What better guidance do you expect for running the affairs of a nation or society, other than what is quoted. And is it Islam’s fault that some corrupt rulers of so-called Islamic countries do not abide by this order of the Prophet?

Eighteenth: Professor Seyyed Husein Nasr, a leading Islamic Scholar/philosopher, asserts that modern educational institutions contain within themselves the seeds of profound conflicts as far as the philosophies and theories of education are concerned.[A Young Muslim’s Guide to the Modern World, Chapter 12, page 214.]

He continues to assert that “These educational institutions remain in a state of constant tension with religious institutions and even with the earlier humanism which sought to view human beings as a whole in need of the development of both their mental and spiritual aspects.”

Professor Nasr properly reminds us that we seem to be neglecting the fact that “traditional institutions of learning have their own philosophy of learning based upon the unity of knowledge, the servitude of man to God, the centrality of the Divine Revelations and all other principles which characterize the Islamic worldview”.

Even though they are all Muslim countries, Pakistan, India, and Nigeria (all colonized by England), copied British models; whereas North Africa (having been colonized by France) copied French models, and Indonesia (colonized by the Dutch) copied the Dutch models.

Shall we consider human beings as a whole in need of the development of both their mental and spiritual aspects? Modern Western disciplines, while uprooting the Islamic countries spiritually and intellectually, “alienate them from their own traditional background and simply add another potent element contributing to disorder and chaos within Islamic society itself” [Ibid, p.216]. Had Professor Nasr not gotten his Ph.D. from Harvard University, and had he not been so highly respected in the World, the writer of this article would have had a hard time believing him; yet, Nasr is referring to a fundamental fact that is lacking within the educational systems of the Western countries:
A harmony that is needed between propagation of national ideals and philosophies, new secularism, utilitarianism, public welfare, economic goals, material progress, and a desperately needed balance between knowledge and spiritual values. Each country must decide for itself based on its own background and religious values, rather than imposition by the West, (which in itself is caught to a large extent in the throes of the tension between religion and secular humanism).

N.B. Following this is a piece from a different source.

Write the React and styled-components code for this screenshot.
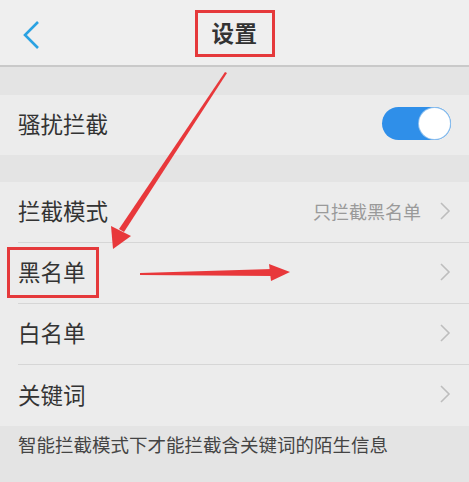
import styled, { createGlobalStyle } from 'styled-components';

const GlobalStyle = createGlobalStyle`
  html, body {
    margin: 0;
    padding: 0;
    background: #e4e4e4;
  }
  body {
    font-family: "Noto Sans CJK SC", "Noto Sans", sans-serif;
  }
`;

const Page = styled.div`
  position: relative;
  width: 469px;
  height: 482px;
  overflow: hidden;
  background: #e4e4e4;
`;

const Header = styled.div`
  height: 65px;
  background: #efefef;
  border-bottom: 2px solid #c9c9c9;
  display: flex;
  align-items: center;
  justify-content: center;
  position: relative;
`;

const BackButton = styled.div`
  position: absolute;
  left: 18px;
  top: 18px;
  width: 26px;
  height: 34px;
  display: flex;
  align-items: center;
  justify-content: center;
`;

const TitleBox = styled.div`
  width: 74px;
  height: 41px;
  margin-top: 2px;
  border: 3px solid #e5393b;
  display: flex;
  align-items: center;
  justify-content: center;
  font-size: 22.5px;
  font-weight: 700;
  color: #333;
  letter-spacing: 0.5px;
  padding-bottom: 3px;
  box-sizing: content-box;
  height: 38px;
`;

const Gap = styled.div`
  height: ${(p) => p.h}px;
  background: #e4e4e4;
`;

const Group = styled.div`
  background: #ececec;
`;

const Row = styled.div`
  height: ${(p) => p.h || 61}px;
  box-sizing: border-box;
  display: flex;
  align-items: center;
  margin-left: 18px;
  padding-right: 18px;
  padding-bottom: 3px;
  border-bottom: ${(p) => (p.divider ? '1px solid #d6d6d6' : 'none')};
`;

const Label = styled.span`
  position: relative;
  font-size: 22.5px;
  color: #333;
  flex: 1;
  line-height: 1;
`;

const Highlight = styled.span`
  position: relative;
  display: inline-block;

  &::after {
    content: '';
    position: absolute;
    left: -11px;
    right: -13px;
    top: -13px;
    bottom: -15px;
    border: 3px solid #e5393b;
  }
`;

const Value = styled.span`
  font-size: 18px;
  color: #9a9a9a;
  margin-right: 18px;
`;

const Toggle = styled.div`
  width: 69px;
  height: 33px;
  border-radius: 17px;
  background: #2f8fe9;
  box-sizing: border-box;
  padding: 1px 1px 1px 0;
  display: flex;
  justify-content: flex-end;
  align-items: center;
`;

const Knob = styled.div`
  width: 31px;
  height: 31px;
  border-radius: 50%;
  background: #fff;
  box-shadow: 0 0 0 1px #8fc0ee;
`;

const Footer = styled.div`
  height: 57px;
  background: #e4e4e4;
  padding: 5px 18px 0;
  font-size: 18.5px;
  color: #444;
  box-sizing: border-box;
`;

const Arrows = styled.svg`
  position: absolute;
  left: 0;
  top: 0;
  pointer-events: none;
`;

function Chevron() {
  return (
    <svg width="12" height="18" viewBox="0 0 12 18">
      <polyline points="2,1 10,9 2,17" fill="none" stroke="#bdbdbd" strokeWidth="1.6" />
    </svg>
  );
}

function App() {
  return (
    <>
      <GlobalStyle />
      <Page>
        <Header>
          <BackButton>
            <svg width="20" height="30" viewBox="0 0 20 30">
              <polyline points="17,2 4,15 17,28" fill="none" stroke="#2aa2e2" strokeWidth="2.6" />
            </svg>
          </BackButton>
          <TitleBox>设置</TitleBox>
        </Header>
        <Gap h={28} />
        <Group>
          <Row h={60}>
            <Label>骚扰拦截</Label>
            <Toggle>
              <Knob />
            </Toggle>
          </Row>
        </Group>
        <Gap h={27} />
        <Group>
          <Row divider>
            <Label>拦截模式</Label>
            <Value>只拦截黑名单</Value>
            <Chevron />
          </Row>
          <Row divider>
            <Label>
              <Highlight>黑名单</Highlight>
            </Label>
            <Chevron />
          </Row>
          <Row divider>
            <Label>白名单</Label>
            <Chevron />
          </Row>
          <Row>
            <Label>关键词</Label>
            <Chevron />
          </Row>
        </Group>
        <Footer>智能拦截模式下才能拦截含关键词的陌生信息</Footer>
        <Arrows width="469" height="482" viewBox="0 0 469 482">
          <polygon points="225,72 227,73 124,232 119,229" fill="#e8383b" />
          <polygon points="113,249 111,226 131,236" fill="#e8383b" />
          <polygon points="140,275 140,273 272,269 272,276" fill="#e8383b" />
          <polygon points="290,272 269,264 271,281" fill="#e8383b" />
        </Arrows>
      </Page>
    </>
  );
}

export default App;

By default, knowledge has become separated from both spirituality and morality in the West. For us as Muslims, the question is: Shall we blindly imitate the West, while we ourselves have superior moral values? The reality is that, at times, the West mistakenly thinks of its own institutions as being the best and wishes imposing them on the cultural values of the East, without ever wanting to admit that at least for the East, their own values are considered to be superior values.

Nineteenth: According to Scott McClellan, in his book: What happened,pp.63-64;
“Narrowly tailored partisan and other special interest groups influence Congress to shape policies for the benefit of their members, not necessarily the citizenry as a whole. Continuous fund raising … binds powerful interest groups and wealthy donors to parties and politicians in a way that often shuts out the needs of the average American.”

Twentieth: McClellan further asserts that budgets are drawn up not solely with the pressing needs of the public at the forefront but rather to reward political loyalists, punish enemies, and win votes in contested districts and states when November rolls around” Also we all know now that “top presidential advisers come to view their job as protecting the president above all else. They create a wall of protection around the Oval Office .”

Twenty-First: To quote Scott McClellan once more, and for the final time, “The tearing down of Bert lance, Jimmy Carter’s budget Director, was in part republicans’ revenge for Watergate. The defeat of Supreme Court nominee Robert Bork through negative attacks and leaks was a big win for Democrats. Republicans came back with a fury during the Clinton years.” The cycle shows no sign of stopping. The record is one that no honest mind can be really proud of it. Clinton’s political machine became notoriously famous for its aggressive pushback tactics,… politics-as-war with negative ad campaigns has become the norm of behavior in the so-called democracies of the West. Reading of Scott mcClellan’s Book ”What happened” opens up our eyes on what the nature of the so-called democracy of the U.S. really is.

Summary and Conclusion:
Various verses of the Holy Quran and some Hadith were presented which prove, beyond a shadow of doubt, that “Mutual Consultation” and “Seeking of Advice” of others in the management of affairs of a nation are quite desirable. A distinction was made between: “Democracy” on the one hand, and “Democratic Behavior” on the other hand. While a majority, almost all, of Islamic countries are being spoiled by corrupt rulers, the West and especially the U.S. support those very corrupt authorities at times by their foreign policy, so long as their own interests warrant it; yet they criticize Islamic countries for not having democracies or even asserting that democracy cannot flourish within their Islamic frameworks! This is really absurd and nothing but eccentricity in their own hidden behavior/interests/agenda. While Islamic countries are definitely in need of much improvements in their “democratic behavior”, it cannot be asserted that their religion is incompatible with the institution of democracy or democratic behaviors as a whole. Islam itsel, just like Christianity, is pure, excellent, and beautiful, the beauty of which cannot be easily understood until people are well-versed in it. It is our behavior and adherence to Islamic Institutions/guidance that needs definite modification and is far from being desirable, not Islam itself. It is the behavior and understanding of the rulers of Islamic countries particularly that requires pondering and change, not Islam itself. Unless we realize the difference between notions of democracy and democratic behavior well, we are likely to make the same theoretical mistakes we have done for years.